SQL helps, but it's not a lot of fun.
- A pretty common task is to an order/order details insert. If you're using an identity column for the order id, you have two choices. One is to insert the order, return the id, then process the
details (which need the parent order id). This works fine, but results in an extra round trip. The other is to add enough parameters to your order insert stored proc to accommodate
the details as well. This saves the round trip (unless you still need the ID or ID's returned to the client)
at the expense of some hideous code in your stored procedure.
Using a column of uniqueidentifier can be a useful way to avoid some of these issues. For those
of you not familiar with this data type, its a 16 byte value that is guaranteed to be unique in
the world. In SQL you generate one using the NewID() function. Although I wasn't able to find out
the exact details of how it's constructed, MSDN says it is based on a combination of the MAC
address from the network card, the current date time, and possibly some other values. They
typically look like this:
Some obvious downsides are that it's a bigger data type, 16 bytes versus 4 for the int, which will affect performance to some degree. They are harder to work with mentally I think (picture yourself telling a co-worker to check order id '6F9619FF-8B86-D011-B42D-00C04FC964FF').
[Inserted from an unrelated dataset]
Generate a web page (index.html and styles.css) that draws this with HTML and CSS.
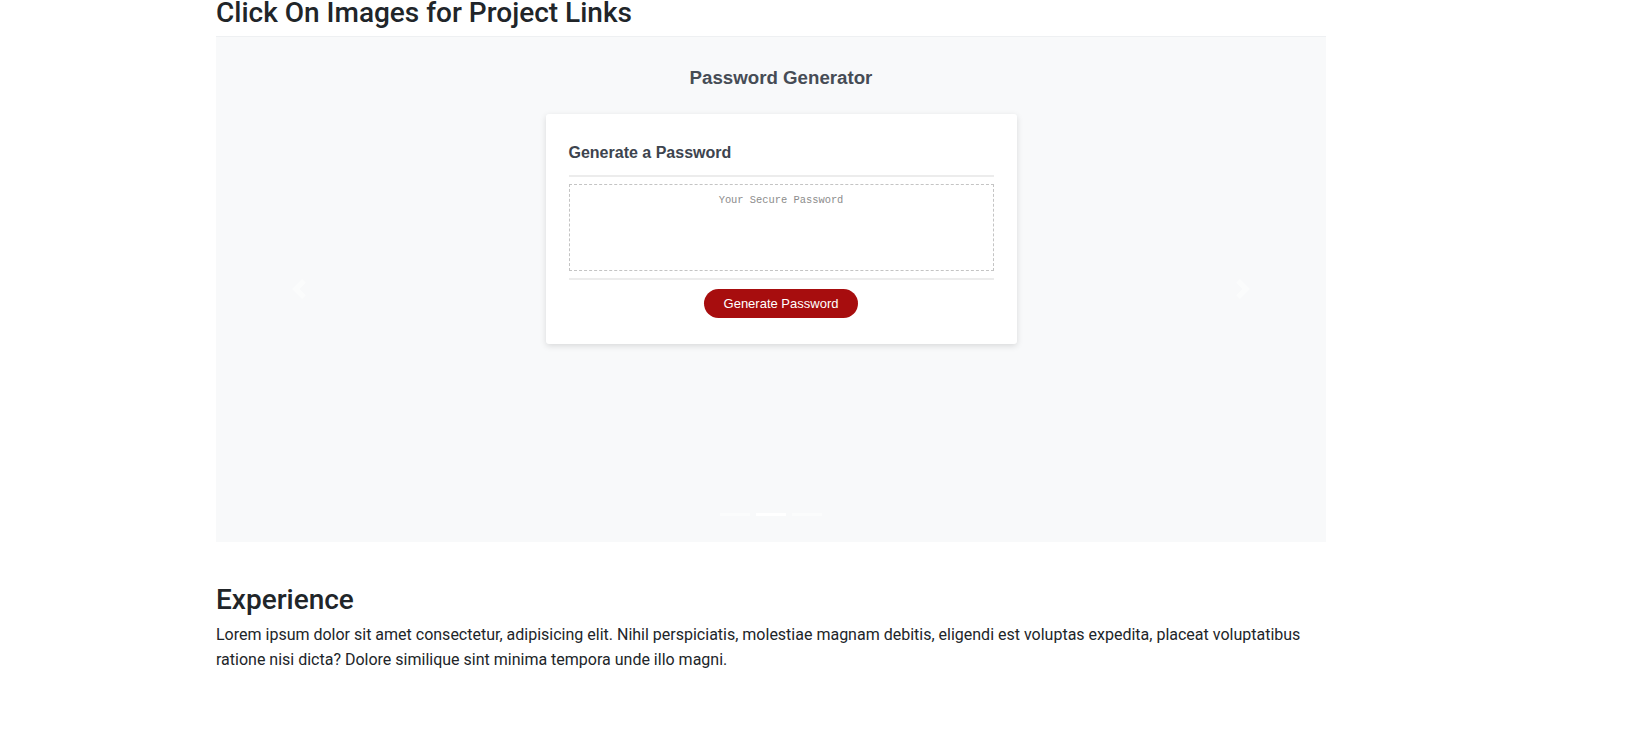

If you want a uniqueidentifier column to be auto populated like an identity column, you have to set the default for the column to be NewID(). Setting the IsRowGuid property automatically adds the NewID() default using EM in SQL 2000 (I didn't have SQL 7 available for testing) and lets SQL that this value uniquely identifies the row. This is not quite the same as making the column the primary key. If you don't mark your uniqueidentifier column as the rowguid when you configure merge replication it will add ANOTHER uniqueidentifier column to your table.
With that intro done, let's evaluate how using the uniqueidentifier addresses the problems I listed with identity columns:
- Sequential values. Doesn't help. Same problem with identity, you'll have to write your own solution.
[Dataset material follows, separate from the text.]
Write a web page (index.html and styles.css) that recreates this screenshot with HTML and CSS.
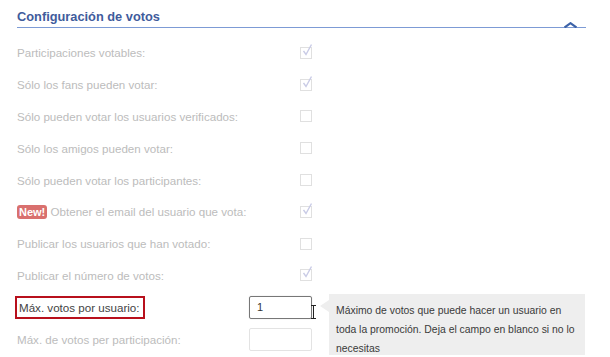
FILE: index.html
```html
<!DOCTYPE html>
<html lang="es">
<head>
    <meta charset="UTF-8">
    <title>Configuración de votos</title>
    <link rel="stylesheet" href="styles.css">
</head>
<body>
    <div class="panel">
        <div class="panel-head">
            <h2 class="panel-title">Configuración de votos</h2>
            <svg class="chevron" width="13" height="6" viewBox="0 0 13 6">
                <path d="M0.5 5.5 L6.5 1.2 L12.5 5.5" fill="none" stroke="#3d63a8" stroke-width="2.2"/>
            </svg>
        </div>

        <div class="rows">
            <div class="row"><span class="label">Participaciones votables:</span><span class="check checked"></span></div>
            <div class="row"><span class="label">Sólo los fans pueden votar:</span><span class="check checked"></span></div>
            <div class="row"><span class="label">Sólo pueden votar los usuarios verificados:</span><span class="check"></span></div>
            <div class="row"><span class="label">Sólo los amigos pueden votar:</span><span class="check"></span></div>
            <div class="row"><span class="label">Sólo pueden votar los participantes:</span><span class="check"></span></div>
            <div class="row"><span class="label"><span class="badge">New!</span> Obtener el email del usuario que vota:</span><span class="check checked"></span></div>
            <div class="row"><span class="label">Publicar los usuarios que han votado:</span><span class="check"></span></div>
            <div class="row"><span class="label">Publicar el número de votos:</span><span class="check checked"></span></div>
            <div class="row">
                <span class="label label-active">Máx. votos por usuario:</span>
                <span class="field field-active">1<span class="caret"></span></span>
                <div class="tip">Máximo de votos que puede hacer un usuario en toda la promoción. Deja el campo en blanco si no lo necesitas</div>
            </div>
            <div class="row"><span class="label">Máx. de votos per participación:</span><span class="field"></span></div>
        </div>
    </div>
</body>
</html>
```

FILE: styles.css
```css
body {
    margin: 0;
    background: #fff;
    font-family: "Liberation Sans", Arial, sans-serif;
}

.panel {
    padding: 9px 0 0 17px;
    width: 570px;
}

.panel-head {
    position: relative;
    border-bottom: 1px solid #7d9bd5;
    width: 569px;
    height: 18px;
}

.panel-title {
    margin: 0;
    font-size: 12.8px;
    font-weight: bold;
    color: #3f5c9c;
    line-height: 16px;
}

.chevron {
    position: absolute;
    right: 9px;
    bottom: -1px;
}

.rows {
    padding-top: 9px;
    width: 295px;
}

.row {
    position: relative;
    display: flex;
    align-items: center;
    justify-content: space-between;
    height: 31.8px;
}

.label {
    font-size: 11.6px;
    color: #bcbcbc;
    white-space: nowrap;
}

.label-active {
    color: #444;
    border: 2px solid #b8101c;
    padding: 3px 3px 3px 2px;
    margin-left: -2px;
}

.badge {
    display: inline-block;
    background: #d9706e;
    color: #fff;
    font-weight: bold;
    font-size: 11px;
    line-height: 14px;
    padding: 0 2px;
    border-radius: 3px;
}

.check {
    position: relative;
    width: 10px;
    height: 10px;
    border: 1px solid #e0e0e0;
}

.checked::after {
    content: "";
    position: absolute;
    left: 2px;
    top: -4px;
    width: 9px;
    height: 12px;
    background: url("data:image/svg+xml;utf8,<svg xmlns='http://www.w3.org/2000/svg' width='9' height='12' viewBox='0 0 9 12'><path d='M0.5 7 L3 10.5 L8.5 0.5' fill='none' stroke='%23c9cbe6' stroke-width='1.4'/></svg>") no-repeat;
}

.field {
    position: relative;
    box-sizing: border-box;
    width: 63px;
    height: 23px;
    border: 1px solid #e3e3e3;
    border-radius: 2px;
    font-size: 11px;
    line-height: 21px;
    padding-left: 7px;
    color: #333;
}

.field-active {
    border-color: #777;
    box-shadow: 0 0 1px #bbb;
}

.caret {
    position: absolute;
    right: -3px;
    top: 8px;
    width: 1px;
    height: 14px;
    background: #222;
}

.caret::before,
.caret::after {
    content: "";
    position: absolute;
    left: -2px;
    width: 5px;
    height: 1px;
    background: #222;
}

.caret::before {
    top: 0;
}

.caret::after {
    bottom: 0;
}

.tip {
    position: absolute;
    left: 312px;
    top: 3px;
    width: 244px;
    padding: 7px 5px 3px 7px;
    background: #eeeeee;
    font-size: 10.4px;
    line-height: 19px;
    color: #3a3a3a;
}

.tip::before {
    content: "";
    position: absolute;
    left: -9px;
    top: 6px;
    border-style: solid;
    border-width: 6px 9px 6px 0;
    border-color: transparent #eeeeee transparent transparent;
}
```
- Platform independent. Helps as long as you're running a Microsoft OS since we rely on it for the ID generation. ID can be stored as a string for databases that do not support uniqueidentifier directly. For other OS's you could code your own replacement for NewID().
- Trigger. Helps. @@Identity doesn't work with uniqueidentifiers. If you want the value for the row just inserted, you'll have to select it back.
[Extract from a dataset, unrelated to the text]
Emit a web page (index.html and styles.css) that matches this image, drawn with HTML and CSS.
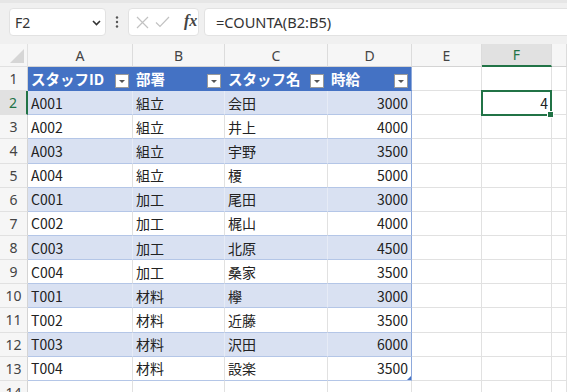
FILE: index.html
```html
<!DOCTYPE html>
<html lang="ja">
<head>
<meta charset="utf-8">
<link rel="stylesheet" href="styles.css">
</head>
<body>
<div class="toolbar">
  <div class="namebox"><span class="nametext">F2</span>
    <svg class="chev" width="9" height="6" viewBox="0 0 9 6"><path d="M1 1 L4.5 4.5 L8 1" fill="none" stroke="#333" stroke-width="1.6"/></svg>
  </div>
  <div class="dots"><svg width="4" height="12" viewBox="0 0 4 12"><circle cx="2" cy="1.5" r="1.2" fill="#555"/><circle cx="2" cy="6" r="1.2" fill="#555"/><circle cx="2" cy="10.5" r="1.2" fill="#555"/></svg></div>
  <div class="fxbox">
    <svg width="13" height="13" viewBox="0 0 13 13"><path d="M1 1 L12 12 M12 1 L1 12" stroke="#c2c2c2" stroke-width="1.2"/></svg>
    <svg class="check" width="15" height="12" viewBox="0 0 15 12"><path d="M1 6.5 L5 10.5 L14 1" fill="none" stroke="#c2c2c2" stroke-width="1.2"/></svg>
    <span class="fx">fx</span>
  </div>
  <div class="formula">=COUNTA(B2:B5)</div>
</div>
<div class="sheet">
  <div class="corner"></div><div class="ch">A</div><div class="ch">B</div><div class="ch">C</div><div class="ch">D</div><div class="ch">E</div><div class="ch sel">F</div><div class="ch"></div>

  <div class="rh">1</div><div class="th">スタッフID<i class="flt"></i></div><div class="th">部署<i class="flt"></i></div><div class="th">スタッフ名<i class="flt"></i></div><div class="th last">時給<i class="flt"></i></div><div class="c"></div><div class="c"></div><div class="c"></div>

  <div class="rh selrow">2</div><div class="tb band">A001</div><div class="tb band">組立</div><div class="tb band">会田</div><div class="tb band num last">3000</div><div class="c"></div><div class="c num active">4</div><div class="c"></div>

  <div class="rh">3</div><div class="tb">A002</div><div class="tb">組立</div><div class="tb">井上</div><div class="tb num last">4000</div><div class="c"></div><div class="c"></div><div class="c"></div>

  <div class="rh">4</div><div class="tb band">A003</div><div class="tb band">組立</div><div class="tb band">宇野</div><div class="tb band num last">3500</div><div class="c"></div><div class="c"></div><div class="c"></div>

  <div class="rh">5</div><div class="tb">A004</div><div class="tb">組立</div><div class="tb">榎</div><div class="tb num last">5000</div><div class="c"></div><div class="c"></div><div class="c"></div>

  <div class="rh">6</div><div class="tb band">C001</div><div class="tb band">加工</div><div class="tb band">尾田</div><div class="tb band num last">3000</div><div class="c"></div><div class="c"></div><div class="c"></div>

  <div class="rh">7</div><div class="tb">C002</div><div class="tb">加工</div><div class="tb">梶山</div><div class="tb num last">4000</div><div class="c"></div><div class="c"></div><div class="c"></div>

  <div class="rh">8</div><div class="tb band">C003</div><div class="tb band">加工</div><div class="tb band">北原</div><div class="tb band num last">4500</div><div class="c"></div><div class="c"></div><div class="c"></div>

  <div class="rh">9</div><div class="tb">C004</div><div class="tb">加工</div><div class="tb">桑家</div><div class="tb num last">3500</div><div class="c"></div><div class="c"></div><div class="c"></div>

  <div class="rh">10</div><div class="tb band">T001</div><div class="tb band">材料</div><div class="tb band">欅</div><div class="tb band num last">3000</div><div class="c"></div><div class="c"></div><div class="c"></div>

  <div class="rh">11</div><div class="tb">T002</div><div class="tb">材料</div><div class="tb">近藤</div><div class="tb num last">3500</div><div class="c"></div><div class="c"></div><div class="c"></div>

  <div class="rh">12</div><div class="tb band">T003</div><div class="tb band">材料</div><div class="tb band">沢田</div><div class="tb band num last">6000</div><div class="c"></div><div class="c"></div><div class="c"></div>

  <div class="rh">13</div><div class="tb">T004</div><div class="tb">材料</div><div class="tb">設楽</div><div class="tb num last end">3500</div><div class="c"></div><div class="c"></div><div class="c"></div>

  <div class="rh">14</div><div class="c"></div><div class="c"></div><div class="c"></div><div class="c"></div><div class="c"></div><div class="c"></div><div class="c"></div>
</div>
</body>
</html>
```
FILE: styles.css
```css
* { box-sizing: border-box; }
html, body { margin: 0; padding: 0; }
body {
  width: 567px;
  height: 392px;
  overflow: hidden;
  background: #ffffff;
  font-family: "Noto Sans CJK JP", "Noto Sans", sans-serif;
}
.toolbar {
  height: 44px;
  background: #f0f0f0;
  border-top: 3px solid #e6e6e6;
  display: flex;
  align-items: flex-start;
  padding: 5px 0 0 9px;
  overflow: hidden;
}
.namebox {
  width: 97px;
  height: 28px;
  background: #fff;
  border: 1px solid #e2e2e2;
  border-radius: 4px;
  display: flex;
  align-items: center;
  justify-content: space-between;
  padding: 0 4px 0 5px;
}
.nametext {
  font-family: "Noto Sans", sans-serif;
  font-size: 14px;
  color: #333;
}
.chev { margin-top: 1px; }
.dots {
  width: 22px;
  height: 28px;
  display: flex;
  align-items: center;
  justify-content: center;
}
.fxbox {
  width: 71px;
  height: 28px;
  background: #fff;
  border: 1px solid #e2e2e2;
  border-radius: 4px;
  display: flex;
  align-items: center;
  padding: 0 0 0 7px;
}
.check { margin-left: 6px; }
.fx {
  font-family: "Liberation Serif", serif;
  font-style: italic;
  font-weight: bold;
  font-size: 16px;
  color: #444;
  margin-left: 14px;
  margin-top: -3px;
}
.formula {
  flex: 1;
  height: 28px;
  margin-left: 5px;
  margin-right: -6px;
  background: #fff;
  border: 1px solid #e2e2e2;
  border-radius: 4px;
  font-family: "Noto Sans", sans-serif;
  font-size: 14.6px;
  color: #333;
  display: flex;
  align-items: center;
  padding-left: 11px;
}
.sheet {
  display: grid;
  grid-template-columns: 28px 105px 92px 103px 84px 70px 70px 15px;
  grid-template-rows: 23px repeat(14, 24.15px);
  font-size: 14px;
}
.sheet > div {
  border-right: 1px solid #e1e1e1;
  border-bottom: 1px solid #e1e1e1;
  white-space: nowrap;
  overflow: hidden;
  display: flex;
  align-items: center;
  padding: 0 3px;
  color: #222;
}
.corner {
  background: #f6f6f6;
  position: relative;
}
.corner::after {
  content: "";
  position: absolute;
  right: 3px;
  bottom: 3px;
  width: 0;
  height: 0;
  border-left: 14px solid transparent;
  border-bottom: 14px solid #d6d6d6;
}
.sheet > .ch {
  background: #f6f6f6;
  justify-content: center;
  font-family: "Noto Sans", sans-serif;
  color: #444;
  border-right-color: #dcdcdc;
  border-bottom-color: #d4d4d4;
}
.sheet > .ch.sel {
  background: #e1e1e1;
  color: #217346;
  border-bottom: 2px solid #217346;
}
.sheet > .rh {
  background: #f6f6f6;
  justify-content: center;
  font-family: "Noto Sans", sans-serif;
  color: #444;
  border-right-color: #d4d4d4;
  border-bottom-color: #e1e1e1;
  padding: 0;
}
.sheet > .rh.selrow {
  background: #e1e1e1;
  color: #217346;
  border-right: 2px solid #217346;
}
.sheet > .th {
  background: #4472c4;
  color: #fff;
  font-weight: bold;
  font-size: 14.5px;
  border-right-color: #4472c4;
  border-bottom-color: #4472c4;
  position: relative;
}
.sheet > .th.last { border-right-color: #8ea9db; }
.flt {
  position: absolute;
  right: 3px;
  bottom: 2px;
  width: 14px;
  height: 14px;
  background: #fff;
  border: 1px solid #9a9a9a;
}
.flt::after {
  content: "";
  position: absolute;
  left: 3px;
  top: 5px;
  border-left: 3.5px solid transparent;
  border-right: 3.5px solid transparent;
  border-top: 3.5px solid #555;
}
.sheet > .tb {
  border-bottom-color: #b4c6e7;
}
.sheet > .tb.band {
  background: #d9e1f2;
  border-right-color: #e6ebf6;
}
.sheet > .tb.last { border-right-color: #8ea9db; }
.sheet > .tb.end { position: relative; }
.tb.end::after {
  content: "";
  position: absolute;
  right: 0;
  bottom: 0;
  border-left: 4px solid transparent;
  border-bottom: 4px solid #4472c4;
}
.sheet > .num { justify-content: flex-end; }
.sheet > .active { position: relative; overflow: visible; }
.active::after {
  content: "";
  position: absolute;
  top: -1px;
  left: -1px;
  right: -1px;
  bottom: -2px;
  border: 2px solid #217346;
  pointer-events: none;
}
.active::before {
  content: "";
  position: absolute;
  right: -3px;
  bottom: -4px;
  width: 5px;
  height: 5px;
  background: #217346;
  border: 1px solid #fff;
  z-index: 2;
}
```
- Merge replication. Helps. You actually save 4 bytes since it will add a unique identifier column if you don't have one. You might still be better off keeping the identity col if it is your primary key since it will be more effective for indexing (especially if it is your clustered index).
- Order details. Helps. You can generate the ID on the client instead of the server. No round trips.
The last one is the biggie. You don't have to use NewID() to generate these values, you can generate them on any Windows client with a small bit of code. The following code is a portion of an article from MSDN. Add all of this to a module in VB:
|Private Type GUID
Data1 As Long
Data2 As Integer
Data3 As Integer
Data4(7) As Byte
Private Declare Function CoCreateGuid Lib "OLE32.DLL" (pGuid As GUID) As Long
Public Function GetGUID() As String
'(c) 2000 Gus Molina
Dim udtGUID As GUID
If (CoCreateGuid(udtGUID) = 0) Then
GetGUID = _
String(8 - Len(Hex$(udtGUID.Data1)), "0") & Hex$(udtGUID.Data1) & _
String(4 - Len(Hex$(udtGUID.Data2)), "0") & Hex$(udtGUID.Data2) & _
String(4 - Len(Hex$(udtGUID.Data3)), "0") & Hex$(udtGUID.Data3) & _
IIf((udtGUID.Data4(0) < &H10), "0", "") & Hex$(udtGUID.Data4(0)) & _
IIf((udtGUID.Data4(1) < &H10), "0", "") & Hex$(udtGUID.Data4(1)) & _
IIf((udtGUID.Data4(2) < &H10), "0", "") & Hex$(udtGUID.Data4(2)) & _
IIf((udtGUID.Data4(3) < &H10), "0", "") & Hex$(udtGUID.Data4(3)) & _
IIf((udtGUID.Data4(4) < &H10), "0", "") & Hex$(udtGUID.Data4(4)) & _
IIf((udtGUID.Data4(5) < &H10), "0", "") & Hex$(udtGUID.Data4(5)) & _
IIf((udtGUID.Data4(6) < &H10), "0", "") & Hex$(udtGUID.Data4(6)) & _
IIf((udtGUID.Data4(7) < &H10), "0", "") & Hex$(udtGUID.Data4(7))
If your developers add this code to their apps (or even better, to a small DLL shared across
projects) they can generate their own keys, like this:
dim sKey as string
I also found some sample code on MSDN that you may find useful. Give this technique a try, I think you'll find it comes in handy!